The billionaire brothers behind EG Group, a chain of petrol filling stations, have made a bid for the struggling coffee shop chain Caffè Nero.
Mohsin and Zuber Issa are understood to have written to Caffè Nero at the weekend to offer to buy the chain from its founder and main shareholder, Gerry Ford. The business has 800 cafes and employs more than 6,000 people in the UK.
Under the EG Group proposal, which was first reported by Sky News, EG would pay in full the rent owed to Caffè Nero’s landlords in the wake of the Covid-19 pandemic. Like other hospitality firms, the chain has been hammered by the forced closure of the business during the first Covid-19 lockdown and the conversion to a takeaway-only business in parts of the UK through the autumn.
The firm, which owns 650 Caffè Nero-branded stores, 40 Harris + Hoole cafes and 100 Coffee#1 sites, appointed KPMG in September to help it negotiate rent cuts with its landlords. Landlords were due to vote on a company voluntary arrangement (CVA) later on Monday – a form of insolvency that allows retailers to reduce rent and shut shops.
The bid from EG Group could stave off the CVA and would be a much better outcome for landlords, sources said, but cautioned that it is at an early stage.
The Issa brothers, from Blackburn in Lancashire, made their fortunes building EG Group (founded in 2001 as Euro Garages) into a major business that runs 6,000 filling stations in Europe, the US and Australia. It has partnerships with Starbucks and KFC.
Backed by the private equity firm TDR Capital, the billionaire brothers are buying Leeds-based Asda, Britain’s third-largest supermarket chain, from the US retail giant Walmart for £6.8bn.
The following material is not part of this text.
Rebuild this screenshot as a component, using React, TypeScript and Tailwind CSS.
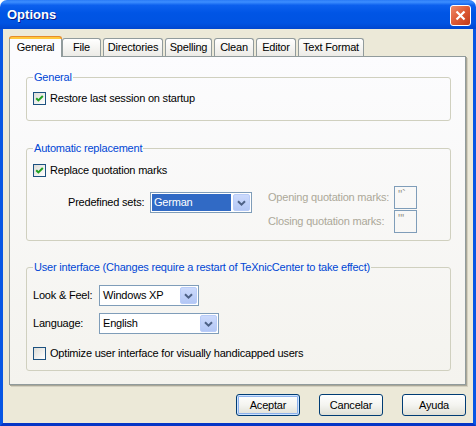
import React from "react";

const tabs = [
    { label: "General", w: "w-[53px]", active: true },
    { label: "File", w: "w-[39px]" },
    { label: "Directories", w: "w-[60px] ml-[2px]" },
    { label: "Spelling", w: "w-[47px] ml-[2px]" },
    { label: "Clean", w: "w-[40px] ml-[2px]" },
    { label: "Editor", w: "w-[40px] ml-[2px]" },
    { label: "Text Format", w: "w-[66px] ml-[2px]" },
];

function CheckBox({ checked }: { checked?: boolean }) {
    return (
        <span className="flex h-[13px] w-[13px] shrink-0 items-center justify-center border border-[#1C5180] bg-gradient-to-br from-[#DCDCD7] to-white">
            {checked && (
                <svg width="9" height="9" viewBox="0 0 9 9">
                    <path d="M1.2 4.2 L3.4 6.4 L7.8 2" stroke="#21A121" strokeWidth="2" fill="none" />
                </svg>
            )}
        </span>
    );
}

function DropButton() {
    return (
        <div className="flex h-[17px] w-[17px] shrink-0 items-center justify-center rounded-[2px] border border-[#B9CCF8] bg-gradient-to-b from-[#CCDAFC] to-[#B3C7F5]">
            <svg width="9" height="6" viewBox="0 0 9 6">
                <path d="M1 1.2 L4.5 4.6 L8 1.2" stroke="#4D6185" strokeWidth="2" fill="none" />
            </svg>
        </div>
    );
}

function Select({ value, width, focused }: { value: string; width: string; focused?: boolean }) {
    return (
        <div className={`flex h-[21px] items-center border border-[#7F9DB9] bg-white p-px ${width}`}>
            <div className={`mr-[2px] flex h-full flex-1 items-center pl-[2px] ${focused ? "bg-[#316AC5] text-white" : ""}`}>
                {value}
            </div>
            <DropButton />
        </div>
    );
}

function Button({ label, primary }: { label: string; primary?: boolean }) {
    return (
        <button
            className={`h-[22px] w-[64px] rounded-[3px] border border-[#003C74] bg-gradient-to-b from-white via-[#F4F4F0] to-[#E0E0D6] text-black ${primary ? "shadow-[inset_0_0_0_1px_#CEE3FF,inset_0_0_0_2px_#8DB2EC]" : ""}`}
        >
            {label}
        </button>
    );
}

export default function App() {
    return (
        <div className="flex h-[426px] w-[476px] flex-col font-['Liberation_Sans',Arial,sans-serif] text-[11px] leading-[13px] tracking-[-0.2px] text-black">
            {/* Title bar */}
            <div className="flex h-[29px] shrink-0 items-start justify-between rounded-t-[7px] bg-[linear-gradient(to_bottom,#2A7BF6_0%,#3D8EFF_7%,#0C60EE_18%,#0055E5_45%,#0053E2_80%,#0046CF_100%)] pl-[7px] pr-[5px]">
                <span className="mt-[8px] text-[13px] font-bold tracking-normal text-white [text-shadow:1px_1px_0_#0A1D8A]">
                    Options
                </span>
                <div className="mt-[5px] flex h-[21px] w-[21px] items-center justify-center rounded-[3px] border border-white bg-gradient-to-br from-[#EE8A68] via-[#DD5A34] to-[#C13A17]">
                    <svg width="11" height="11" viewBox="0 0 11 11">
                        <path d="M1.5 1.5 L9.5 9.5 M9.5 1.5 L1.5 9.5" stroke="white" strokeWidth="2.2" />
                    </svg>
                </div>
            </div>

            {/* Body */}
            <div className="flex flex-1 flex-col border-x-[3px] border-b-[3px] border-x-[#0756E4] border-b-[#0535C6] bg-[#ECE9D8] pl-[6px] pt-[7px]">
                {/* Tabs */}
                <div className="relative z-10 flex h-[20px] items-end">
                    {tabs.map((t) =>
                        t.active ? (
                            <div key={t.label} className={`-mb-px flex h-[21px] flex-col ${t.w}`}>
                                <div className="h-[3px] rounded-t-[3px] border-x border-t border-[#E68B2C] bg-[#FFC83C]" />
                                <div className="flex flex-1 items-center justify-center border-x border-[#919B9C] bg-[#FCFCFE] pb-[2px]">
                                    {t.label}
                                </div>
                            </div>
                        ) : (
                            <div
                                key={t.label}
                                className={`flex h-[18px] items-center justify-center rounded-t-[3px] border-x border-t border-[#919B9C] bg-gradient-to-b from-white to-[#ECEBE6] ${t.w}`}
                            >
                                {t.label}
                            </div>
                        )
                    )}
                </div>

                {/* Tab panel */}
                <div className="flex h-[329px] w-[457px] flex-col border border-[#919B9C] bg-gradient-to-b from-[#FCFCFE] to-[#F4F3EE] pl-[16px] pr-[14px] pt-[14px] shadow-[1px_1px_0_0_#A9A797,2px_2px_0_0_#D4D0C0]">
                    <fieldset className="rounded-[3px] border border-[#D0D0BF] px-[6px] pb-[15px]">
                        <legend className="px-[1px] text-[#0046D5]">General</legend>
                        <label className="mt-[8px] flex items-center gap-[4px]">
                            <CheckBox checked />
                            <span>Restore last session on startup</span>
                        </label>
                    </fieldset>

                    <fieldset className="mt-[21px] rounded-[3px] border border-[#D0D0BF] px-[6px] pb-[7px]">
                        <legend className="px-[1px] text-[#0046D5]">Automatic replacement</legend>
                        <label className="mt-[9px] flex items-center gap-[4px]">
                            <CheckBox checked />
                            <span>Replace quotation marks</span>
                        </label>
                        <div className="mt-[8px] flex items-start">
                            <div className="ml-[35px] mt-[7px] flex items-center">
                                <span className="w-[82px]">Predefined sets:</span>
                                <Select value="German" width="w-[102px]" focused />
                            </div>
                            <div className="ml-[16px] flex flex-col text-[#ACA899]">
                                <div className="flex h-[24px] items-center">
                                    <span className="w-[126px]">Opening quotation marks:</span>
                                    <div className="h-[23px] w-[23px] border border-[#7F9DB9] pl-[3px] pt-[2px] text-[12px] leading-[12px] text-[#9A9A90]">&quot;`</div>
                                </div>
                                <div className="flex h-[24px] items-center">
                                    <span className="w-[126px]">Closing quotation marks:</span>
                                    <div className="h-[23px] w-[23px] border border-[#7F9DB9] pl-[3px] pt-[2px] text-[12px] leading-[12px] text-[#9A9A90]">&quot;'</div>
                                </div>
                            </div>
                        </div>
                    </fieldset>

                    <fieldset className="mt-[20px] rounded-[3px] border border-[#D0D0BF] px-[6px] pb-[10px]">
                        <legend className="px-[1px] text-[#0046D5]">
                            User interface (Changes require a restart of TeXnicCenter to take effect)
                        </legend>
                        <div className="mt-[11px] flex items-center">
                            <span className="w-[66px]">Look &amp; Feel:</span>
                            <Select value="Windows XP" width="w-[100px]" />
                        </div>
                        <div className="mt-[7px] flex items-center">
                            <span className="w-[66px]">Language:</span>
                            <Select value="English" width="w-[120px]" />
                        </div>
                        <label className="mt-[13px] flex items-center gap-[4px]">
                            <CheckBox />
                            <span>Optimize user interface for visually handicapped users</span>
                        </label>
                    </fieldset>
                </div>

                {/* Buttons */}
                <div className="mt-[9px] flex justify-end gap-[19px] pr-[7px]">
                    <Button label="Aceptar" primary />
                    <Button label="Cancelar" />
                    <Button label="Ayuda" />
                </div>
            </div>
        </div>
    );
}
Walmart will retain a minority stake.
However, questions were raised over EG Group’s finances when its auditor Deloitte suddenly quit in October, reportedly because of governance concerns, and was replaced by KPMG. EG Group posted revenues of €20bn (£18bn) and a pre-tax loss of €82m last year.
Caffè Nero was founded in 1997 by Ford as an Italian-style coffee chain in London. Before the pandemic, it had more than 1,000 cafes in the UK and 10 other countries ranging from the US and Sweden to Oman, and served 135 million customers a year.
Ford, who is also chief executive of the chain, recently said that Caffè Nero had worked hard to adapt to the situation by expanding its coffee at home range, launching click and collect via its app and offering a delivery service through Uber Eats.